Berard v. ZONING BOARD OF REVIEW OF BARRINGTON

139 A.2d 867 | R.I. | 1958

139 A.2d 867 (1958)

Albert M. BERARD et al.
v.
ZONING BOARD OF REVIEW OF THE TOWN OF BARRINGTON.

M. P. No. 1219.

Supreme Court of Rhode Island.

March 28, 1958.

*868 Angelo Di Spirito, Jr., Woonsocket, for petitioners.

Bernard R. Pollock, Town Solicitor of Barrington, Providence, Adler & Pollock, Providence, for respondent.

ROBERTS, Justice.

This is a petition for certiorari to review a decision of the zoning board of review of the town of Barrington denying the petitioners' application for a variance under the zoning ordinance of that town. Pursuant to the writ the board has returned to this court a certified copy of the records of the proceedings before it.

It appears from the record that the estate of Emma Bradford, late of the town of Barrington, deceased, is the owner of a lot of land in that town which is located at the corner of County Road and Hamilton avenue. It further appears that the lot presently is zoned as Residential A; that there is located thereon a one-family dwelling house and two garages; and that Albert M. Berard is the holder of an option to purchase said lot. On April 4, 1957 the executor of the Bradford estate and Berard jointly applied to the respondent board for a variation in the provisions of the zoning ordinance so as to permit them to erect a gasoline service station on the lot in question.

The applicants allege in their application that the lot is zoned Residential A and that most of the surrounding properties are zoned for business or commercial uses. They further allege: "Because of the commercial nature of this neighborhood, the lot in question is no longer suitable for residential purposes, working a definite hardship upon owners." The respondent board held a hearing on the application on May 16, 1957, and on July 18 they issued their findings in writing, denied the application, and stated, among other things: "The applicants have failed to establish a case of hardship in this particular case, and the Board feels that it would be an abuse of its discretion to grant and allow a variance. Unusual and special conditions warranting a derogation from literal enforcement of the Zoning Ordinance are not present."

Since the applicants did not make any specific request for an exception under the ordinance, the only question before the board was whether they were entitled to a variance. It is clear that the board denied their application for a variance because it found they had failed to prove that an enforcement of the provisions of the ordinance would result in unnecessary hardship.
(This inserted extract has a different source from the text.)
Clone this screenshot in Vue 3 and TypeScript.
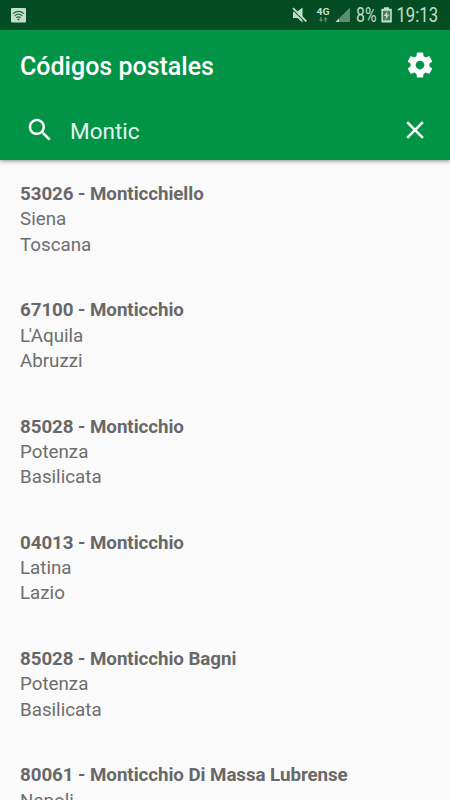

It is well settled in this state that one who seeks a variance under general laws 1956, § 45-24-19, or under ordinance provisions giving effect thereto must prove that, among other things, a literal enforcement of the ordinance would result in unnecessary hardship. Winters v. Zoning Board of Review, 80 R.I. 275, 279, 96 A.2d 337. Therefore if there was evidence to support the finding of the board that hardship within the meaning of the act had not been established, its action in denying the application was not arbitrary or an abuse of discretion.

*869 We have examined the record and the transcript of testimony and we are of the opinion that there was evidence to support such finding. One witness, a professional real estate agent, testified that in her opinion the property was not desirable as a residential location. This witness, however, conceded that if the house were remodeled it "wouldn't be too undesirable." Another real estate expert testified that in his opinion the property was not suitable for residential purposes, and that the use of the land for a gasoline service station would produce the greatest amount of income from the property. Counsel for the executor of the applicant estate also testified in this matter. His evidence was directed to the amount of rent received for the property when rented for residential use and to the cost of maintenance of the property. The import of this testimony is that the use of the property for residential purposes would be less profitable than the use applied for. It is well settled in this state than an application for a variance will be denied where the only evidence in support thereof is that the provisions of the zoning ordinance when applied to the particular property in question will result in a less profitable use thereof.

We have held that to be entitled to a variance under the statute it must be established by the applicant that an application of the provisions of the ordinance deprives him of all beneficial use of his property. Morgan v. Zoning Board of Review, 52 R.I. 338 160 A. 922. In Winters v. Zoning Board of Review, supra, 80 R.I. at page 280, 96 A.2d at page 340, we stated that the deprivation of beneficial use of land must as a practical matter amount to confiscation of the owner's land without compensation. Upon a careful examination of the record we find no evidence in this case which establishes that a literal enforcement of the terms of the ordinance would deprive this owner of all beneficial use of the property and thus result in hardship within the meaning of the act.

The petition for certiorari is denied and dismissed, the writ heretofore issued is quashed, the decision of the respondent board is affirmed, and the records certified to this court are ordered sent back to the board.